Major New Zealand salmon producer shuts farms as warming waters cause mass die-offs

Farmed salmon freshly harvested on a highland fish farm.
New Zealand’s biggest king salmon farmer is shutting some farms as warming seas cause mass fish die-offs. Photograph: Murdo Macleod/The Guardian

New Zealand’s biggest king salmon farmer says it is shutting some of its farms after warming seas prompted mass die-offs of fish, warning that it is a “canary in the coalmine” for climate change.

New Zealand is the world’s largest producer of king, or “chinook” salmon, a highly valued breed which fetches a premium on the world market. The country’s farms account for about 85% of global supply, New Zealand King Salmon chief executive Grant Rosewarne said.

Now, increasingly warm summer seas mean the fish at some sites are dying en masse before they can reach maturity, leaving farmers dumping thousands of tonnes of dead fish into local landfills.

“There should be alarm bells,” Rosewarne said. “When I joined this company, I never heard of the term ‘marine heatwave’…. Recently, there’s been three of them.

“We thought we had more time,” Rosewarne said. “Climate change is a slow process but faster than many people think – certain industries are … canaries in the coalmine.”

“We thought that climate change is a really slow effect, detected over decades – and possibly we’ve got, two decades before we’re even impacted. Well, within one decade we were impacted.”

It’s considered usual for a small percentage of farmed fish to die each year, but warming temperatures have significantly increased those deaths. In 2022, the King Salmon Company’s “percentage mortality of biomass” for the fish was up to 42% in warm water areas where the fish were not towed to cooler zones; compared to 17% in 2018. Even when the fish were towed out to cooler waters, many were dying: 37% in 2022, compared to just 10% in 2018.

Over the summer months, hotter water temperatures, heated by warm currents coming down from the coral sea, had pushed some of the farmed populations over the edge. “We see [temperatures] elevated by a full degree – I know that doesn’t sound much to people, but a full degree is huge for our species,” he said. “If you get to 18 degrees for two weeks, then you have a mass mortality event on your hands.”

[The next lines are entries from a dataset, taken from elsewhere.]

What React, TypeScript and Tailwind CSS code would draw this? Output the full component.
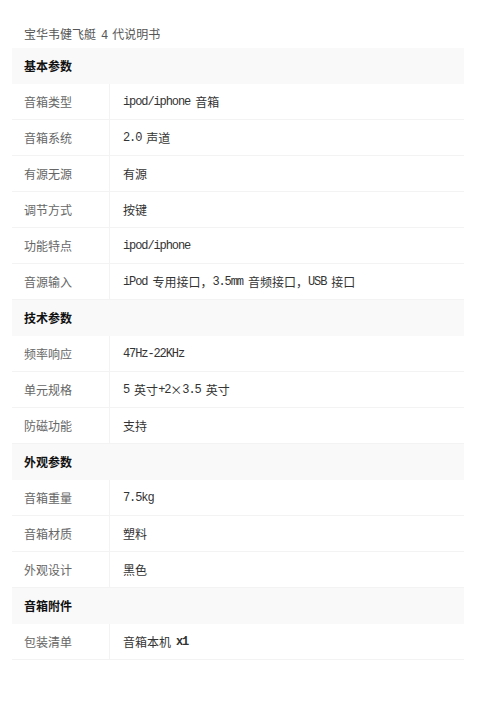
import React from "react";

type Row = { k: string; v: React.ReactNode } | { h: string };

const cjk = '"Noto Sans CJK SC", sans-serif';
const mono = '"Liberation Mono", "Noto Sans CJK SC", monospace';

const M = ({ children }: { children: React.ReactNode }) => (
  <span style={{ fontFamily: mono }} className="text-[12px] tracking-[-1.1px]">
    {children}
  </span>
);
const S = () => <span className="inline-block w-[5px]" />;

const rows: Row[] = [
  { h: "基本参数" },
  { k: "音箱类型", v: <><M>ipod/iphone</M><S />音箱</> },
  { k: "音箱系统", v: <><M>2.0</M><S />声道</> },
  { k: "有源无源", v: "有源" },
  { k: "调节方式", v: "按键" },
  { k: "功能特点", v: <M>ipod/iphone</M> },
  { k: "音源输入", v: <><M>iPod</M><S />专用接口，<M>3.5mm</M><S />音频接口，<M>USB</M><S />接口</> },
  { h: "技术参数" },
  { k: "频率响应", v: <M>47Hz-22KHz</M> },
  { k: "单元规格", v: <><M>5</M><S />英寸<M>+2</M>×<M>3.5</M><S />英寸</> },
  { k: "防磁功能", v: "支持" },
  { h: "外观参数" },
  { k: "音箱重量", v: <M>7.5kg</M> },
  { k: "音箱材质", v: "塑料" },
  { k: "外观设计", v: "黑色" },
  { h: "音箱附件" },
  { k: "包装清单", v: <>音箱本机<S /><span style={{ fontFamily: mono }} className="text-[12px] font-bold tracking-[-1.1px]">x1</span></> },
];

export default function App() {
  return (
    <div className="w-[496px] h-[702px] bg-white" style={{ fontFamily: cjk }}>
      <div className="pl-[24px] pt-[25px] h-[48px] text-[12px] text-[#555] leading-[18px]">
        宝华韦健飞艇<S /><M>4</M><S />代说明书
      </div>
      <div className="ml-[12px] w-[452px]">
        {rows.map((r, i) =>
          "h" in r ? (
            <div
              key={i}
              className="h-[36px] flex items-center pl-[12px] bg-[#f9f9f9] text-[12px] font-bold text-[#111]"
            >
              {r.h}
            </div>
          ) : (
            <div key={i} className="h-[36px] flex border-b border-[#f3f3f3] text-[12px]">
              <div className="w-[98px] shrink-0 flex items-center pl-[12px] text-[#666] border-r border-[#f3f3f3]">
                {r.k}
              </div>
              <div className="flex items-center pl-[13px] text-[#333]">{r.v}</div>
            </div>
          )
        )}
      </div>
    </div>
  );
}
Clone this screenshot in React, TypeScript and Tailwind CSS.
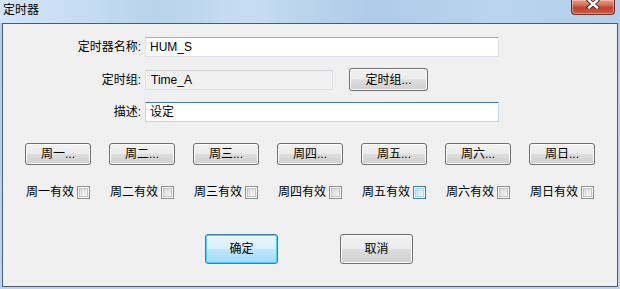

According to RNZ, trucks taking dead fish out of the area had dumped 1,269 tonnes of dead fish and waste in Blenheim’s landfill over the summer – 632 tonnes in February alone, seven times last year and up from the 194 tonnes dumped in February 2020.

Now, New Zealand King Salmon will “fallow” three of its farms in the warmer Pelorus sound area, keeping just one open to run trials. The company is hoping to be allowed consents from the government for water space where it can farm the fish in cooler waters.